Controversial entrepreneur Andrei Andreyev narrowly survived an attack late Thursday that is believed to be linked to his continuing efforts to get back a business empire he claims was snatched from him illegally two years ago. Andreyev's controlling stakes in Avtobank, the Ingosstrakh insurance company and the Nosta metals company were bought by Oleg Deripaska's Base Element, the Nafta-Moskva oil company and Millhouse Capital in September 2001. Soon after the sale, Andreyev went to the police claiming that he and other nominal owners of the shares had been threatened with death if they did not sign over the business. The ensuing legal battle, which has seen shares repeatedly seized and released, is still ongoing.

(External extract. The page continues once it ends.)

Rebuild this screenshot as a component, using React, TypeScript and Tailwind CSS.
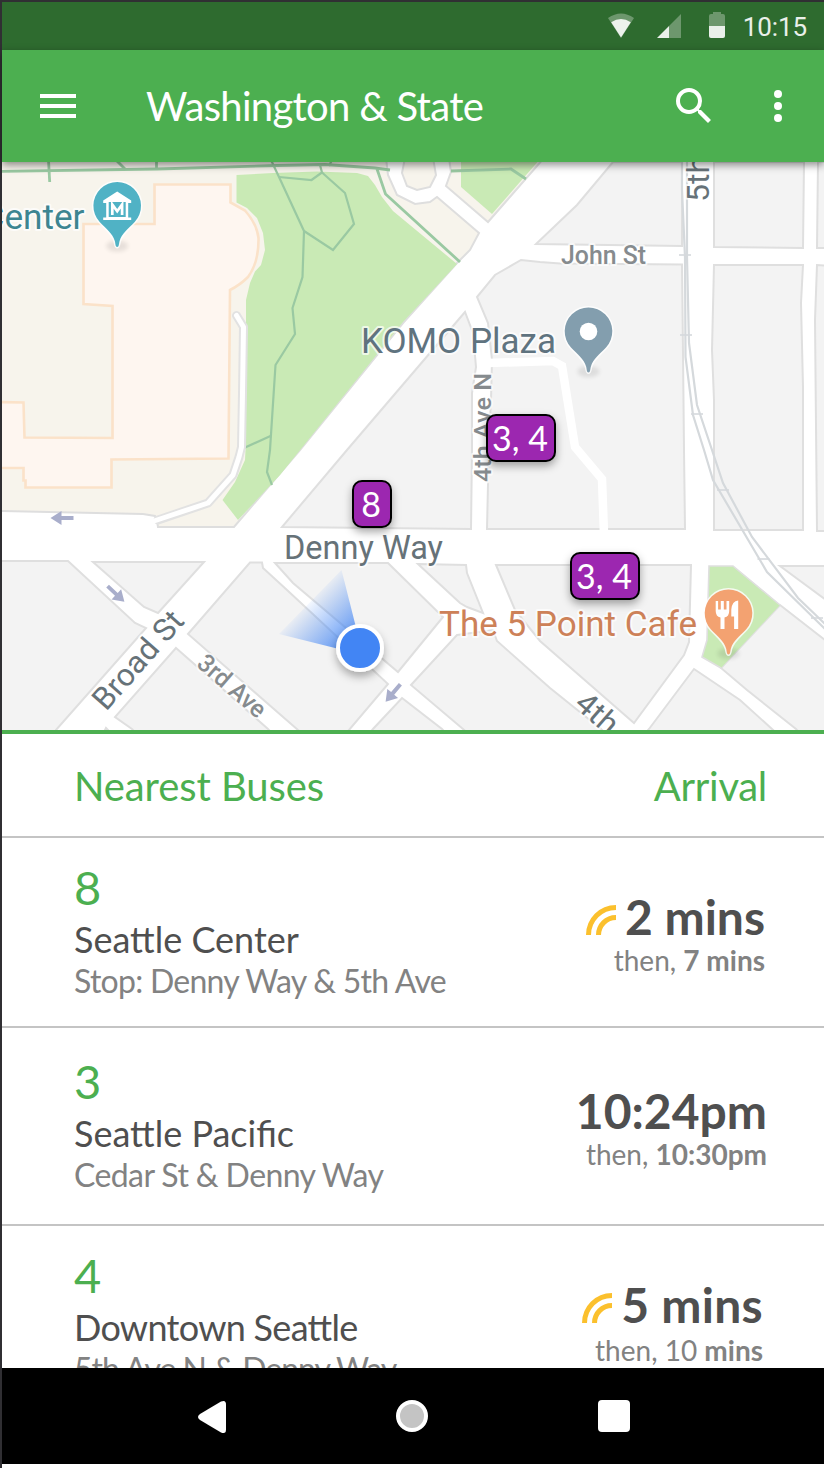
import React from "react";

const BLOCKS = [
  "613,162 577,205 536,244 682,246 682,162",
  "714,162 714,247 803,248 804,162",
  "818,162 817,248 830,248 830,162",
  "540,262 521,260 495,275 477,297 488,323 492,360 491,400 489,440 487,529 685,529 684,450 683,353 682,264.5 560,263.5",
  "465,312 347,450 282,527 471,529 472,450 472,393 476,367 473,333",
  "714,265 803,265 801,303 803,387 803,530 714,530 714,400 712,350",
  "817,265 815,320 817,531 830,531 830,266",
  "-4,561 68,561 135,623 146,628 56,730 56,740 -4,740",
  "93,562 204,562 158,613 144,607",
  "250,562.5 262,562.5 263,568 287,590 388,684 349,730 340,740 310,740 298,730 188,634",
  "176,648 268,729 278,740 142,740 132,729 115,717",
  "275,563 388,563 443,617 398,672 293,583",
  "418,564 466,565 467,573 483,613 467,607 460,603",
  "496,565 691,565 689,642 684,655 634,723 540,641 515,610",
  "457,635 493,630 497,641 550,688 601,729 612,740 475,740 463,729 411,685",
  "402,698 442,729 452,740 364,740 373,729",
  "780,605 830,644 830,740 806,740 796,729 747,690 721,668",
  "694,669 740,700 772,729 784,740 640,740 649,729",
  "780,566 830,566 830,603",
  "106,728 100,740 118,740",
];

const PATHS = [
  "M-2 171.5 L157 169 L277 165.5 L325 164.5 L375 168 L390 170",
  "M48.5 160 L49.7 182",
  "M116 160 L125 169",
  "M156.5 160 V169",
  "M377 169 L385.5 194 L460 262",
  "M451 171 L511 169 L526 179",
];

const THIN_PATHS = [
  "M271 160 L279 177 L304 231 L302.5 277 L292.5 308 L295 334 L275.5 365 L270 450 L267 472 L272 485",
  "M270.5 436 L244 448",
  "M279 177 L311.5 180 L322 172.5 L320 165",
  "M322 172.5 L345 193 L354 224 L333 250 L304 231",
  "M332 160 L329 166",
];

const RAILS = [
  "M682 160 L682 190 L685 257 L685.5 357 L693 415 L704 450 L713 480 L767 572 L826 630",
  "M687 160 V257 L689 343 L697 405 L712 450 L723 483 L752 537 L798 598 L826 625",
];

const TICKS = [
  [685, 255],
  [686, 335],
  [697, 414],
  [723, 490],
  [763.5, 559],
  [817, 618],
];

function Pin({ x, y, color, children }: { x: number; y: number; color: string; children: React.ReactNode }) {
  return (
    <g transform={`translate(${x} ${y})`}>
      <ellipse cx="0" cy="40" rx="11" ry="5.5" fill="#000" opacity="0.09" filter="url(#soft)" />
      <path
        d="M0 41 C-1.8 41 -1.6 38 -2.4 35 C-4.6 27.5 -11 23 -17.5 16 A23.8 23.8 0 1 1 17.5 16 C11 23 4.6 27.5 2.4 35 C1.6 38 1.8 41 0 41 Z"
        fill={color}
        stroke="#fff"
        strokeOpacity="0.8"
        strokeWidth="3"
        paintOrder="stroke"
      />
      {children}
    </g>
  );
}

function Arrow({ x, y, angle }: { x: number; y: number; angle: number }) {
  return (
    <path
      transform={`translate(${x} ${y}) rotate(${angle})`}
      d="M11.5 0 L0.5 -7 V-2 H-11.5 V2 H0.5 V7 Z"
      fill="#a9aecb"
    />
  );
}

type LabelProps = {
  x: number;
  y: number;
  size: number;
  width: number;
  color: string;
  angle?: number;
  weight?: number;
  children: string;
};

function Label({ x, y, size, width, color, angle = 0, weight = 400, children }: LabelProps) {
  return (
    <text
      transform={`translate(${x} ${y}) rotate(${angle})`}
      fontSize={size}
      fontWeight={weight}
      textLength={width}
      lengthAdjust="spacingAndGlyphs"
      fill={color}
      stroke="#fff"
      strokeOpacity="0.7"
      strokeWidth="4"
      strokeLinejoin="round"
      paintOrder="stroke"
      fontFamily="Roboto, sans-serif"
    >
      {children}
    </text>
  );
}

function CityMap() {
  return (
    <svg viewBox="2 162 822 568" width="822" height="568" className="block">
      <defs>
        <filter id="soft" x="-50%" y="-50%" width="200%" height="200%">
          <feGaussianBlur stdDeviation="2" />
        </filter>
        <filter id="drop" x="-50%" y="-50%" width="200%" height="200%">
          <feDropShadow dx="0" dy="5" stdDeviation="4" floodColor="#000" floodOpacity="0.3" />
        </filter>
        <linearGradient id="beam" gradientUnits="userSpaceOnUse" x1="352" y1="642" x2="307" y2="599">
          <stop offset="0" stopColor="#4285f4" stopOpacity="0.85" />
          <stop offset="1" stopColor="#4285f4" stopOpacity="0" />
        </linearGradient>
      </defs>
      <rect x="0" y="160" width="826" height="572" fill="#fff" />

      <g fill="#f7f4ec" stroke="#dedede" strokeWidth="2">
        <path d="M-4 158 H386 L388 175 L397 195 L415 204 L430 202 L437 197 L479 233 L470 250 L457 263 L403 323 L300 450 L234 527 H158 L157 521 L155 516 L143 514 L-4 511 Z" />
        <path d="M449 158 L451 172 L446 186 L488 222 L544 158 Z" />
        <path d="M405 158 L402 173 L407 186 L417 190 L430 187 L436 175 L433 158 Z" />
      </g>
      <g fill="#c9eab5">
        <path d="M236.5 175 L273 173 L317 171.5 L357 173 L368 176 L375 185 L382 197 L393 211 L457 264 L403 322 L280 475 L238 520 L222.5 500 L235 482 L245 460 L246 440 V300 L250 283 L255 271.5 L261 265 L265 250 L263 233 L257 218 L247 208 L236.5 202.5 Z" />
        <path d="M461 158 V187 L492 214 L541 158 Z" />
      </g>

      <path
        d="M154.5 184.5 H230.5 V202.5 L245 210.5 Q257 224 258.5 238 Q259 262 248 277 Q240 285 230 290 L228.5 458.5 L111.5 459.5 V487.5 H25.5 V480.5 H23.5 V468 H-4 V402 L23.5 402.5 L24.5 437.5 L112.5 438 V306 L83.5 304 V224 H154.5 Z"
        fill="#fef6f0"
        stroke="#fbe2c9"
        strokeWidth="2.6"
      />

      <g fill="none" stroke="#9ac9a2">
        <g strokeWidth="2.8">{PATHS.map((d) => <path key={d} d={d} />)}</g>
        <g strokeWidth="2.2">{THIN_PATHS.map((d) => <path key={d} d={d} />)}</g>
      </g>

      <g fill="none" strokeLinejoin="round" strokeLinecap="round">
        <path d="M236.5 315.5 L243.5 327 L242.5 393 L241.5 447 L239 457 L233 475 L208 503 L158 520" stroke="#e2e2e2" strokeWidth="9" />
        <path d="M236.5 315.5 L243.5 327 L242.5 393 L241.5 447 L239 457 L233 475 L208 503 L154 521" stroke="#fff" strokeWidth="5" />
      </g>

      <g fill="#f3f3f3" stroke="#dfdfdf" strokeWidth="2">
        {BLOCKS.map((p) => <polygon key={p} points={p} />)}
      </g>
      <path d="M488 363 L553 361 L562 366 L575 447 L602 479 L604 534" fill="none" stroke="#fff" strokeWidth="8.5" />
      <path d="M709 566 H733 L780 605 L721 668 L702 657 L707 640 Z" fill="#c9eab5" />
      <path d="M721 668 L702 657 L707 640 L709 566 H733 L780 605" fill="none" stroke="#dfdfdf" strokeWidth="1.6" />

      <g fill="none" stroke="#d5d9dc" strokeWidth="2.2">
        {RAILS.map((d) => <path key={d} d={d} />)}
        {TICKS.map(([x, y]) => (
          <path key={y} d={`M${x - 6} ${y} h12`} strokeWidth="1.6" />
        ))}
      </g>

      <Arrow x={62} y={518} angle={180} />
      <Arrow x={116} y={594} angle={43} />
      <Arrow x={393} y={693} angle={130} />

      <Label x={-18.5} y={229} size={35} width={103} color="#3d8591">Center</Label>
      <Label x={361} y={353} size={35.5} width={195} color="#5f737f">KOMO Plaza</Label>
      <Label x={561} y={263.5} size={25} width={85} color="#868b8e" weight={500}>John St</Label>
      <Label x={709} y={202} size={32} width={46} color="#667278" angle={-90}>5th</Label>
      <Label x={491} y={482} size={24.5} width={109} color="#868b8e" weight={500} angle={-90}>4th Ave N</Label>
      <Label x={284} y={558.5} size={33.5} width={159} color="#667278">Denny Way</Label>
      <Label x={106} y={712} size={31} width={120} color="#667278" angle={-48.5}>Broad St</Label>
      <Label x={195.5} y={665.5} size={25} width={82} color="#868b8e" weight={500} angle={41}>3rd Ave</Label>
      <Label x={439} y={636} size={35.5} width={258} color="#cd8158">The 5 Point Cafe</Label>
      <Label x={573} y={706} size={31} width={46} color="#667278" angle={41}>4th</Label>

      <Pin x={117.2} y={206} color="#50b2c5">
        <path d="M0 -14.5 L14 -5.5 V-3 H11 V11.5 H14 V14 H-14 V11.5 H-11 V-3 H-14 V-5.5 Z M-8.5 -4 V11 H8.5 V-4 Z" fill="#fff" fillRule="evenodd" />
        <path d="M-4.9 9 V-1.5 L0 5.2 L4.9 -1.5 V9" fill="none" stroke="#fff" strokeWidth="2.7" />
      </Pin>
      <Pin x={588.5} y={331.5} color="#839eae">
        <circle r="8.8" fill="#fff" />
      </Pin>
      <Pin x={728.5} y={613.5} color="#f3a271">
        <path d="M-12.8 -12.5 H-10.4 V-4 H-7.7 V-12.5 H-4.7 V-4 H-2 V-12.5 H0.7 V-2.5 Q0.7 3 -4 4 V15.5 H-8 V4 Q-12.8 3 -12.8 -2.5 Z" fill="#fff" />
        <path d="M9.7 -13 V15.5 H5.6 V3 H2.8 V-4 Q3.5 -12.5 9.7 -13 Z" fill="#fff" />
      </Pin>

      <path d="M363 655 L341.5 570 L279 634 Z" fill="url(#beam)" />
      <circle cx="360" cy="648" r="22" fill="#4285f4" stroke="#fff" strokeWidth="4" filter="url(#drop)" />
    </svg>
  );
}

function StopBadge({ className, children }: { className: string; children: string }) {
  return (
    <div
      className={`absolute flex h-12 items-center justify-center rounded-[10px] border-2 border-black bg-[#9c27b0] pr-0.5 pb-px text-[34px] leading-none whitespace-nowrap text-white shadow-[0_4px_8px_rgba(0,0,0,0.35)] ${className}`}
    >
      {children}
    </div>
  );
}

function StatusBar() {
  return (
    <div className="flex h-12 items-center justify-end bg-[#2e6b2f] pr-[17px]">
      <svg width="26" height="26" viewBox="0 0 26 26" className="mr-[23px] fill-white">
        <path d="M0 5.5 Q13 -3.5 26 5.5 L13 25.5 Z" opacity="0.3" transform="translate(0 -0.5)" />
        <path d="M3.2 9.3 Q13 2.9 22.8 9.3 L13 24.5 Z" opacity="0.87" />
      </svg>
      <svg width="24" height="24" viewBox="0 0 24 24" className="mr-[28px] fill-white">
        <path d="M12 12 L24 0 V24 H12 Z" opacity="0.3" />
        <path d="M0 24 L12 12 V24 Z" opacity="0.9" />
      </svg>
      <svg width="16" height="26" viewBox="0 0 16 26" className="mr-[18px] mb-0.5 fill-white">
        <path d="M4 0 H12 V2 H14 Q16 2 16 4 V14 H0 V4 Q0 2 2 2 H4 Z" opacity="0.3" />
        <path d="M0 14 H16 V24 Q16 26 14 26 H2 Q0 26 0 24 Z" opacity="0.9" />
      </svg>
      <span className="pt-0.5 font-[Roboto] text-[26px] leading-none tracking-[-0.1px] text-white/90">10:15</span>
    </div>
  );
}

function AppBar() {
  return (
    <header className="relative z-10 flex h-28 items-center bg-[#4caf50] pr-[22px] pl-[38px] text-white shadow-[0_3px_8px_rgba(0,0,0,0.45)]">
      <div className="flex w-9 flex-col gap-1.5">
        <div className="h-1 bg-white" />
        <div className="h-1 bg-white" />
        <div className="h-1 bg-white" />
      </div>
      <h1 className="ml-[70px] flex-1 pb-px text-[40px] leading-none tracking-[-0.7px]">Washington &amp; State</h1>
      <svg width="48" height="48" viewBox="0 0 24 24" className="mr-9 fill-white">
        <path d="M15.5 14h-.79l-.28-.27A6.471 6.471 0 0 0 16 9.5 6.5 6.5 0 1 0 9.5 16c1.61 0 3.09-.59 4.23-1.57l.27.28v.79l5 4.99L20.49 19l-4.99-5zm-6 0C7.01 14 5 11.99 5 9.5S7.01 5 9.5 5 14 7.01 14 9.5 11.99 14 9.5 14z" />
      </svg>
      <svg width="48" height="48" viewBox="0 0 24 24" className="fill-white">
        <circle cx="12" cy="6" r="2" />
        <circle cx="12" cy="12" r="2" />
        <circle cx="12" cy="18" r="2" />
      </svg>
    </header>
  );
}

function LiveIcon() {
  return (
    <svg width="30" height="30" viewBox="0 0 30 30" fill="none" stroke="#fbc02d" strokeWidth="5" className="mr-[9px] mb-[6px]">
      <path d="M2.5 30 A27.5 27.5 0 0 1 30 2.5" />
      <path d="M12.5 30 A17.5 17.5 0 0 1 30 12.5" />
    </svg>
  );
}

type BusRowProps = {
  route: string;
  name: string;
  nameClass?: string;
  stop: string;
  stopClass: string;
  arrival: string;
  arrivalClass?: string;
  live?: boolean;
  next: React.ReactNode;
  nextClass?: string;
  rowClass: string;
  leftClass: string;
  rightClass: string;
};

function BusRow(p: BusRowProps) {
  return (
    <li className={`flex shrink-0 justify-between border-b-2 border-[#c4c4c4] pl-[72px] whitespace-nowrap ${p.rowClass}`}>
      <div className={p.leftClass}>
        <div className="text-[47px] leading-[60px] text-[#4caf50]">{p.route}</div>
        <div className={`text-[36px] leading-[44px] text-[#4f4f4f] ${p.nameClass ?? ""}`}>{p.name}</div>
        <div className={`text-[32px] leading-[40px] text-[#828282] ${p.stopClass}`}>{p.stop}</div>
      </div>
      <div className={`flex flex-col items-end ${p.rightClass}`}>
        <div className="flex items-end">
          {p.live && <LiveIcon />}
          <span className={`text-[48px] leading-[48px] font-bold text-[#4f4f4f] ${p.arrivalClass ?? ""}`}>{p.arrival}</span>
        </div>
        <div className={`text-[28px] leading-[38px] text-[#828282] ${p.nextClass ?? ""}`}>{p.next}</div>
      </div>
    </li>
  );
}

export default function App() {
  return (
    <div className="h-[1468px] w-[824px] overflow-hidden bg-[#302f33] pt-0.5 pl-0.5 font-[Lato,sans-serif]">
      <div className="flex h-[1466px] flex-col bg-white">
        <StatusBar />
        <AppBar />
        <div className="relative h-[572px] shrink-0 overflow-hidden border-b-4 border-[#4caf50]">
          <CityMap />
          <StopBadge className="top-[252px] left-[484px] w-[70px]">3, 4</StopBadge>
          <StopBadge className="top-[318px] left-[350px] w-10">8</StopBadge>
          <StopBadge className="top-[390px] left-[568px] w-[70px]">3, 4</StopBadge>
        </div>

        <div className="flex h-[104px] shrink-0 items-center justify-between border-b-2 border-[#c4c4c4] pt-0.5 pr-[57px] pl-[72px] text-[40px] leading-none text-[#4caf50]">
          <span className="tracking-[-0.1px]">Nearest Buses</span>
          <span className="tracking-[-0.3px]">Arrival</span>
        </div>

        <ul className="flex min-h-0 flex-1 flex-col overflow-hidden">
          <BusRow
            route="8"
            name="Seattle Center"
            stop="Stop: Denny Way & 5th Ave"
            stopClass="tracking-[-0.73px]"
            arrival="2 mins"
            live
            next={<>then, <b>7 mins</b></>}
            rowClass="h-[190px]"
            leftClass="pt-[19px]"
            rightClass="pt-[55px] pr-[59px]"
          />
          <BusRow
            route="3"
            name="Seattle Pacific"
            stop="Cedar St & Denny Way"
            stopClass="tracking-[-0.6px]"
            arrival="10:24pm"
            next={<>then, <b>10:30pm</b></>}
            rowClass="h-[198px]"
            leftClass="pt-[23px]"
            rightClass="pt-[59px] pr-[57px]"
          />
          <BusRow
            route="4"
            name="Downtown Seattle"
            nameClass="tracking-[-0.7px] [font-feature-settings:'liga'_1]"
            stop="5th Ave N & Denny Way"
            stopClass="tracking-[-1px]"
            arrival="5 mins"
            arrivalClass="tracking-[0.3px]"
            live
            next={<>then, 10 <b>mins</b></>}
            nextClass="mt-[2px]"
            rowClass="h-[198px]"
            leftClass="pt-[19px]"
            rightClass="pt-[55px] pr-[61px]"
          />
        </ul>

        <nav className="h-24 shrink-0 bg-black">
          <div className="flex h-full items-center pl-[196px]">
            <svg width="28" height="34" viewBox="0 0 28 34" className="mt-0.5 fill-white">
              <path d="M28 4.5 V29.5 Q28 34.5 23 32.4 L2 20 Q-2 17 2 14 L23 1.6 Q28 -0.5 28 4.5 Z" />
            </svg>
            <div className="ml-[170px] size-8 rounded-full border-4 border-white bg-[#c4c4c4]" />
            <div className="ml-[170px] size-8 rounded-[4px] bg-white" />
          </div>
        </nav>
        <div className="h-1 shrink-0 bg-white" />
      </div>
    </div>
  );
}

Gunmen opened fire on Andreyev's Mercedes-600 at a poorly lit intersection on Moldavskaya Ulitsa in western Moscow as he was returning home at about 9 p.m. Thursday.

Political observers said such attacks are not uncommon among medium-sized businesses, which are less likely to be benefiting from Russia's touted new stability. Disputes over property rights and the gangland violence they breed may be intensifying, due to political uncertainty and Kremlin infighting ahead of the elections, the observers said.

Saturday's Kommersant carried a front-page photograph of a ghost-like Andreyev pointing out the bullet holes in the window of his car. He said it was a miracle he survived. The newspaper said the car had been hit three times. The first two shots, intended for the driver, punctured the car's hood, while the third passed through Andreyev's headrest, missing him by a matter of centimeters.

Andreyev, a former policeman, said in an interview with Vedomosti in February 2002 that he had been forced to sign over his stakes to his former Avtobank partners Natalya Rayevskaya and Rodion Gamzayev, who then sold them to a consortium. Gamzayev is widely reported to have ties to the Krasnoyarsk mafia.

People familiar with the case said Andreyev's problems began when a group of corporate raiders initiated bankruptcy procedures at Nosta that saw him replaced as manager and effectively lose control of the company's cash flows. As his business took a turn for the worse, Andreyev's shadowy business partners called in their debts.

In April of last year, police froze the disputed assets and raided Deripaska's offices at Base Element and Russian Aluminum. The freeze was lifted in June 2002, reinstated in September and lifted again in October. Most recently, in the thick of the Yukos scandal, the Prosecutor General's Office announced in July that it would be taking another look at the police investigation, though according to Base Element spokesman Alexei Drobaschenko, no further searches have come as a result.